Parallel Differentiation and Plastic Adjustment of Leaf Anatomy in Alpine Arabidopsis arenosa Ecotypes
Round 1
Reviewer 1 Report
The article is well written, divided into easy-to-read sections, and supported by adequate citations. I have no concerns over the title, the content of the presentation, or the references presented.
However, several statements are repeated throughout the introduction section, this has to be avoided to
make the paper more comprehensive.
Please, briefly add future perspectives and further applied applications of this specific research work in the discussion section or conclusion section.
Author Response
Our Response:
We eliminated redundancy in the introduction and added a short section on perspectives and applications at the end of the Discussion.
The changes in the manuscript are displayed in blue font.
Author Response File: Author Response.docx
Reviewer 2 Report
The revised paper is dedicated to a very interesting topic of distinguishing between genetic and environmental components of variability, i.e. the problem as old and still actual as the whole genetics. This manuscript is well written and illustrated, so I can recommend to publish this work in Plants.
I have some minor concerns mostly about style and, in several minute aspects, language (see attached manuscript file with corrections and comments).
As for more serious suggestions, I would recommend authors to make the statistical part(s) more concise.
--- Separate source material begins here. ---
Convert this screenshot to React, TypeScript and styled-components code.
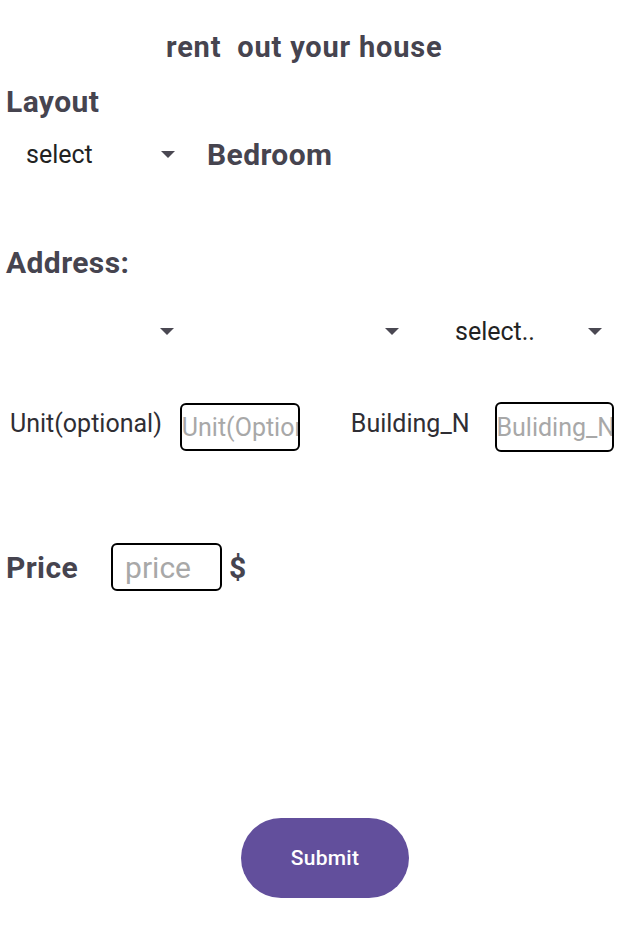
import React from "react";
import styled, { createGlobalStyle } from "styled-components";

const Global = createGlobalStyle`
  html, body { margin: 0; padding: 0; background: #ffffff; }
  body { font-family: Roboto, "Noto Sans", sans-serif; }
`;

const Page = styled.div`
  width: 636px;
  height: 948px;
  display: flex;
  flex-direction: column;
  box-sizing: border-box;
  padding-top: 28px;
`;

const Title = styled.h1`
  margin: 0 0 0 166px;
  font-size: 29px;
  line-height: 38px;
  letter-spacing: 0.8px;
  font-weight: 700;
  color: #46444f;
  white-space: pre;
`;

const Heading = styled.h2<{ $top: number }>`
  margin: ${(p) => p.$top}px 0 0 6px;
  font-size: 30px;
  line-height: 36px;
  letter-spacing: 0.4px;
  font-weight: 700;
  color: #46444f;
`;

const Row = styled.div<{ $top: number; $height: number }>`
  display: flex;
  align-items: center;
  margin-top: ${(p) => p.$top}px;
  height: ${(p) => p.$height}px;
`;

const Select = styled.div<{ $left: number; $width: number }>`
  display: flex;
  align-items: center;
  justify-content: space-between;
  margin-left: ${(p) => p.$left}px;
  width: ${(p) => p.$width}px;
  font-size: 25px;
  color: #222222;
`;

const Arrow = styled.span`
  width: 0;
  height: 0;
  border-left: 7.5px solid transparent;
  border-right: 7.5px solid transparent;
  border-top: 7px solid #4a4852;
`;

const InlineBold = styled.span<{ $left: number }>`
  margin-left: ${(p) => p.$left}px;
  font-size: 30px;
  letter-spacing: 0.4px;
  font-weight: 700;
  color: #46444f;
`;

const Label = styled.span<{ $left: number }>`
  margin: 0 0 7px ${(p) => p.$left}px;
  font-size: 25px;
  color: #2f2e34;
`;

const Input = styled.input<{ $left: number; $width: number; $height: number }>`
  margin-left: ${(p) => p.$left}px;
  width: ${(p) => p.$width}px;
  height: ${(p) => p.$height}px;
  box-sizing: border-box;
  border: 2.5px solid #000000;
  border-radius: 6px;
  padding: 0;
  font-family: Roboto, sans-serif;
  font-size: 25px;
  color: #222;
  background: #fff;
  outline: none;
  &::placeholder { color: #a8a8a8; }
`;

const PriceInput = styled(Input)`
  padding: 0 0 0 12px;
  font-size: 30px;
`;

const Dollar = styled.span`
  margin-left: 7px;
  font-size: 30px;
  font-weight: 700;
  color: #46444f;
`;

const Spacer = styled.div`
  flex: 1;
`;

const Footer = styled.div`
  display: flex;
  justify-content: center;
  padding: 0 0 50px 14px;
`;

const Submit = styled.button`
  width: 168px;
  height: 80px;
  border: none;
  border-radius: 40px;
  background: #624f9c;
  color: #ffffff;
  font-family: Roboto, sans-serif;
  font-size: 21px;
  letter-spacing: 0.3px;
  font-weight: 500;
`;

export default function App() {
  return (
    <Page>
      <Global />
      <Title>{"rent  out your house"}</Title>
      <Heading $top={18}>Layout</Heading>
      <Row $top={16} $height={36}>
        <Select $left={26} $width={149}>
          <span>select</span>
          <Arrow />
        </Select>
        <InlineBold $left={32}>Bedroom</InlineBold>
      </Row>
      <Heading $top={73}>Address:</Heading>
      <Row $top={32} $height={36}>
        <Select $left={160} $width={16}>
          <Arrow />
        </Select>
        <Select $left={209} $width={16}>
          <Arrow />
        </Select>
        <Select $left={54} $width={147}>
          <span>select..</span>
          <Arrow />
        </Select>
      </Row>
      <Row $top={53} $height={50}>
        <Label $left={10}>Unit(optional)</Label>
        <Input $left={18} $width={120} $height={48} placeholder="Unit(Optional)" />
        <Label $left={51}>Building_N</Label>
        <Input $left={25} $width={119} $height={50} placeholder="Buliding_Number" />
      </Row>
      <Row $top={91} $height={48}>
        <InlineBold $left={6}>Price</InlineBold>
        <PriceInput $left={33} $width={111} $height={48} placeholder="price" />
        <Dollar>$</Dollar>
      </Row>
      <Spacer />
      <Footer>
        <Submit>Submit</Submit>
      </Footer>
    </Page>
  );
}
There are statements that some features differed between specimens/trials 'clearly' or 'less markedly' (subsection 2.2), but only statistical significance is important. It is necessary to add any indicators of significance of differences in all boxplots (Fig. 3 and supplement).
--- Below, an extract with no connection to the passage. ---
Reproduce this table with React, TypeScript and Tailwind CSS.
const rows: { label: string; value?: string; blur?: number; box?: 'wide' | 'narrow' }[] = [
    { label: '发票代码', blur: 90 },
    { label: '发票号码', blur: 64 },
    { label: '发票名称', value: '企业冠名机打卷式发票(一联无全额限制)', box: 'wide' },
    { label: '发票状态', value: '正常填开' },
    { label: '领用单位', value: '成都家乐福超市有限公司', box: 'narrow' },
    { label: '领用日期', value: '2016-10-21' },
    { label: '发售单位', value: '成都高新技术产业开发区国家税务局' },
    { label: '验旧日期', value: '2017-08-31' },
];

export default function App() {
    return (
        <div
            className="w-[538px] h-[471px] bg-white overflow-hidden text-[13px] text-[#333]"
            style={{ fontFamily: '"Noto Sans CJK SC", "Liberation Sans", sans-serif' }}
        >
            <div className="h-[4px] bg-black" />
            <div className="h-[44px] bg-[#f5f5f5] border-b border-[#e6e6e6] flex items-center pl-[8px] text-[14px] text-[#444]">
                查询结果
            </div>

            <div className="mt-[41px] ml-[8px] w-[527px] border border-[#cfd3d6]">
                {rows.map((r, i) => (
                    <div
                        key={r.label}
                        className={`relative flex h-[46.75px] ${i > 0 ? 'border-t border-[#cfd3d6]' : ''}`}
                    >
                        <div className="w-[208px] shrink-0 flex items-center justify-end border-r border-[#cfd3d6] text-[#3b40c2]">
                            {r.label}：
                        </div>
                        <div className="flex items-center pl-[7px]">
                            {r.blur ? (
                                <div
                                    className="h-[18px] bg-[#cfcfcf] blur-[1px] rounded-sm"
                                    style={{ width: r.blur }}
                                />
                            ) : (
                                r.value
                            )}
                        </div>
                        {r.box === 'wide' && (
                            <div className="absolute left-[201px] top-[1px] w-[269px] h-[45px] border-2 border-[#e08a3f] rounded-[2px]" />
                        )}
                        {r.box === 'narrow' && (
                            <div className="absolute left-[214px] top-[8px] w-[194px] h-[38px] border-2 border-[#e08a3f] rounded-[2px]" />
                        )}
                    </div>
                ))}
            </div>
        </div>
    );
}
After taking suggestions into account, the reviewed work can be recommeded for publication.
Comments for author File: Comments.pdf
Author Response
Reviewer 2: The revised paper is dedicated to a very interesting topic of distinguishing between genetic and environmental components of variability, i.e. the problem as old and still actual as the whole genetics. This manuscript is well written and illustrated, so I can recommend to publish this work in Plants. I have some minor concerns mostly about style and, in several minute aspects, language (see attached manuscript file with corrections and comments). As for more serious suggestions, I would recommend authors to make the statistical part(s) more concise. There are statements that some features differed between specimens/trials 'clearly' or 'less markedly' (subsection 2.2), but only statistical significance is important. It is necessary to add any indicators of significance of differences in all boxplots (Fig. 3 and supplement). After taking suggestions into account, the reviewed work can be recommeded for publication.
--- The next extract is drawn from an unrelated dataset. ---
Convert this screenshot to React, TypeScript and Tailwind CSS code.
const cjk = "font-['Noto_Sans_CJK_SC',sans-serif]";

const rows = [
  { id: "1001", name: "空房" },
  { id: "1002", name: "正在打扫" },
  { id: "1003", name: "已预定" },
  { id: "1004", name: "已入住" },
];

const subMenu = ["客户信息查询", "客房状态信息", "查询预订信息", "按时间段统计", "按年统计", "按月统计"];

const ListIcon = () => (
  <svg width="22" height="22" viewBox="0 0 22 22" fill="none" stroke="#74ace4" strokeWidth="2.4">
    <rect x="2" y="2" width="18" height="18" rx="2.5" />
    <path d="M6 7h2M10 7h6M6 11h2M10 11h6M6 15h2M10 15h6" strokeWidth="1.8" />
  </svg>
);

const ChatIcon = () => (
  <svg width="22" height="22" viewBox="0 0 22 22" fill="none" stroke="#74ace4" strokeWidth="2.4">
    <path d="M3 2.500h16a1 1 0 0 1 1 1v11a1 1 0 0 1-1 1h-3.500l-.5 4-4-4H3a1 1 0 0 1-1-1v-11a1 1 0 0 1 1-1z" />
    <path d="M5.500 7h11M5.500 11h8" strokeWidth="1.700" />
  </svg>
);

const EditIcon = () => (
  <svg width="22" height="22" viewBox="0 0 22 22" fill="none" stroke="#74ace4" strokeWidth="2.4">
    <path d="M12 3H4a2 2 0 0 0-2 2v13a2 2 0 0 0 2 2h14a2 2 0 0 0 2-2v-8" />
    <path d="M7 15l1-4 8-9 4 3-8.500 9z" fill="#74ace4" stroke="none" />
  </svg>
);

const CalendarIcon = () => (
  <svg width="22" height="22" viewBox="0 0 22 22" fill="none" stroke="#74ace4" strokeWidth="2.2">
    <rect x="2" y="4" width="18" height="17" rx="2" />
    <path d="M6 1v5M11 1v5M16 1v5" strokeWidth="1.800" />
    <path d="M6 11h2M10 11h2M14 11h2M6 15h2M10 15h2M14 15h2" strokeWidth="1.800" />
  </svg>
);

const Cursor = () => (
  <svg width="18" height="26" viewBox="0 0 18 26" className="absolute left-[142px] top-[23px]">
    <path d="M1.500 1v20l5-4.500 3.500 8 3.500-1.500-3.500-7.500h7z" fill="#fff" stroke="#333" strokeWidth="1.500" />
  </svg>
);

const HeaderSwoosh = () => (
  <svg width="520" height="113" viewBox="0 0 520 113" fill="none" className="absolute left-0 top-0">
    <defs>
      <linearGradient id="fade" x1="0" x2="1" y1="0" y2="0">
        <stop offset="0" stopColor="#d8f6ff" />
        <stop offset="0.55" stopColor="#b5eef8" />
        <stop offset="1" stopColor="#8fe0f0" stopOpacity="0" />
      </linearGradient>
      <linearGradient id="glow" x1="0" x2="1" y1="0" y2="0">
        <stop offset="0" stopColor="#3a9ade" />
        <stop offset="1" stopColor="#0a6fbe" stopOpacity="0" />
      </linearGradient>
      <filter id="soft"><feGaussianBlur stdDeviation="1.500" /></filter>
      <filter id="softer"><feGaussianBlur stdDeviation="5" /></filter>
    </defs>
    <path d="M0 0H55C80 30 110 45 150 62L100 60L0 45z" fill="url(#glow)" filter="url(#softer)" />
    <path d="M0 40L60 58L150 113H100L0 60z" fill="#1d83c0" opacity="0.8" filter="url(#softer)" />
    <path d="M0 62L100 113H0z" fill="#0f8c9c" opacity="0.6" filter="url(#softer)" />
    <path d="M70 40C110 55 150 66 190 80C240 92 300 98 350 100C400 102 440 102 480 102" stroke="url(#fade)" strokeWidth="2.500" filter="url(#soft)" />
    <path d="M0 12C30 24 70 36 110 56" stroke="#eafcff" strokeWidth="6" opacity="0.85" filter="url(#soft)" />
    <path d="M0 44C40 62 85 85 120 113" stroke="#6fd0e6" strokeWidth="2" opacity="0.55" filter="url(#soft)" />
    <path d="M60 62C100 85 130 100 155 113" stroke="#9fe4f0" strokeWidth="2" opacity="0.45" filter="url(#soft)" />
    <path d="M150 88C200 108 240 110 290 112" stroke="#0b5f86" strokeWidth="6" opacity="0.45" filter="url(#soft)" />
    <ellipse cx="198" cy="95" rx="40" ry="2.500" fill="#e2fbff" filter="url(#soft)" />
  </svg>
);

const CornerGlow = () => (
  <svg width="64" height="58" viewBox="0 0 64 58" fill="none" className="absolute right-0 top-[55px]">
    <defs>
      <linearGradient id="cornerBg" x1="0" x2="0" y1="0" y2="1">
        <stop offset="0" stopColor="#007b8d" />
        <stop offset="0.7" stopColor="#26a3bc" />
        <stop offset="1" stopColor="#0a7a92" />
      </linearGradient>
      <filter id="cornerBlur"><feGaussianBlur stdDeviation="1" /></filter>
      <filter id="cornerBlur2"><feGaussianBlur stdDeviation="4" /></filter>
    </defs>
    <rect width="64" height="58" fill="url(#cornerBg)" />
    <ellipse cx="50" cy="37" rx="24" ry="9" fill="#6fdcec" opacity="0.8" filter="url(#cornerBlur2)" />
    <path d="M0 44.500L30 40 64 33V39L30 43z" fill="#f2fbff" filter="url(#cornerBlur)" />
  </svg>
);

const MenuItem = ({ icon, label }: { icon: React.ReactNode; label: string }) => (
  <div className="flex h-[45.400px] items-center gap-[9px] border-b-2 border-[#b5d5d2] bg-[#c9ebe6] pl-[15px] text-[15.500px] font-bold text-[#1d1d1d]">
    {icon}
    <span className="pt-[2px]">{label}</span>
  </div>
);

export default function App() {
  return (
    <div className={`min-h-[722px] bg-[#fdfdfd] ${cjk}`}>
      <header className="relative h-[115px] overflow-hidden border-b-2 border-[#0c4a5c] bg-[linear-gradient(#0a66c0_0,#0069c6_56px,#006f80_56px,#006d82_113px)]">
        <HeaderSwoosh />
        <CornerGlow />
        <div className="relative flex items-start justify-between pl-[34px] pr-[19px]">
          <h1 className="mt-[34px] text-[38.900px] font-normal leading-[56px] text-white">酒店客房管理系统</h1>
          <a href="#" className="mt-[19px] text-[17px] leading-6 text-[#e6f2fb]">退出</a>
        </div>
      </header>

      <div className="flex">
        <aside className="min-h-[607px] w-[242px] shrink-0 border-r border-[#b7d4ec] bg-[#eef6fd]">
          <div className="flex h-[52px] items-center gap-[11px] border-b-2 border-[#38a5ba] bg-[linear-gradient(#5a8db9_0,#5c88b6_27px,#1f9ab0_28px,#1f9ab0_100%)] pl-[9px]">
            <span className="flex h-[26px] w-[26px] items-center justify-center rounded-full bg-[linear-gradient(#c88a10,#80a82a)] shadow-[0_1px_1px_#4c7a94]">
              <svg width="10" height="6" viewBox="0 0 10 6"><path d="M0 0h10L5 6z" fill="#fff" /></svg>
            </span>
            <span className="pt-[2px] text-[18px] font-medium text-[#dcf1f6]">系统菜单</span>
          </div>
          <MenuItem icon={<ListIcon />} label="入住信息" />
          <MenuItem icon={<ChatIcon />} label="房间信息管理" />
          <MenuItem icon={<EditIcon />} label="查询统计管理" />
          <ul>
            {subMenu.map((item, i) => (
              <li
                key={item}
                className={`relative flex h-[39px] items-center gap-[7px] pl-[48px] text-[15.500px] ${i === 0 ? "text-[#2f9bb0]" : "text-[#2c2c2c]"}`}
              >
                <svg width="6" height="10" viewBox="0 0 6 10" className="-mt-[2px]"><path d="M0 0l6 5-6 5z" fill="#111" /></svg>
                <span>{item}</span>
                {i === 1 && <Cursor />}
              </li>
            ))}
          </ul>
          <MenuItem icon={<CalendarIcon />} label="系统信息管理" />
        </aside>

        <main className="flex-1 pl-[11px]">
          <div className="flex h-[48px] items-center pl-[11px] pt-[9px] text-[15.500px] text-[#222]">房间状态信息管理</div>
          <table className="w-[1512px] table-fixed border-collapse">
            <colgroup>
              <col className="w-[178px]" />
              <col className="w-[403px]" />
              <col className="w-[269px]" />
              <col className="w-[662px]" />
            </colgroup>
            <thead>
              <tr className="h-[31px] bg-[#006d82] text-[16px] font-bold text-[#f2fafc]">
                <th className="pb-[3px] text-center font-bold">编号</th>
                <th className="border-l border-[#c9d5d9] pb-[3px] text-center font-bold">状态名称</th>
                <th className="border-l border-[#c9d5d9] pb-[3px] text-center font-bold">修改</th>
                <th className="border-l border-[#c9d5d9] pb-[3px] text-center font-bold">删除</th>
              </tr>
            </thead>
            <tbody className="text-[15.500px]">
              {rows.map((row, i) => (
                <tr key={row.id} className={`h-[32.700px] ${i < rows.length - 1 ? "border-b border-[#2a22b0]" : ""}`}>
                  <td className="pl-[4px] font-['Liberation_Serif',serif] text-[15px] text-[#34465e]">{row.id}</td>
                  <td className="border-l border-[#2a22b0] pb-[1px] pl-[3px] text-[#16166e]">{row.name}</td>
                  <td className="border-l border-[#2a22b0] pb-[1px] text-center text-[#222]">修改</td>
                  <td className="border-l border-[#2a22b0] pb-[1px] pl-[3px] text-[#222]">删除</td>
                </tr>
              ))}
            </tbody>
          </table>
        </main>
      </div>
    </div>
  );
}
We agree with all comments of reviewer 2 and amended the manuscript accordingly (displayed in blue font in the text), with the following exceptions:
We prefer to keep the term “mountain range”. We believe that this term is appropriate (a mountain range can comprise several mountain ridges, which is the case for the mountains described in this study) and also want to be consistent with earlier studies conducted with the same biological material from the same mountains (Kaplenig et al. 2022, Wos et al. 2022).
In the abstract, “large starch grains” is correct, not “larger starch grains”, as the alpine ecotype had large starch grains, whereas the foothill one had no starch grains at al.
It seems that it was not clear that all statistical details are provided in the Supplementary Material. Showing asterisks in the boxplots would not be compatible with two-factorial linear mixed models. All statements “clearly differed” and “differed less markedly” referred to statistically significant differences; the latter term has been removed nonetheless (we wanted to stress the amplitude of the differences, e.g. although statistically significant, small differences may be less meaningful in a biological sense). However, in some cases, references to the Supplementary Tables were missing and these are now included.
Finally, we appreciate the reviewer’s comment on plasticity! We are aware that our test for differences in the extent of plasticity does not allow to distinguish between the plasticity of single individuals (genotypes) and genomic variability (potentially available genomic polymorphism) within a population. Both, increased plasticity and genomic variability could be selected for in variable environments. This aspect would be an interesting and promising aspect for further studies in the model plant, but this was not within the remits of this study.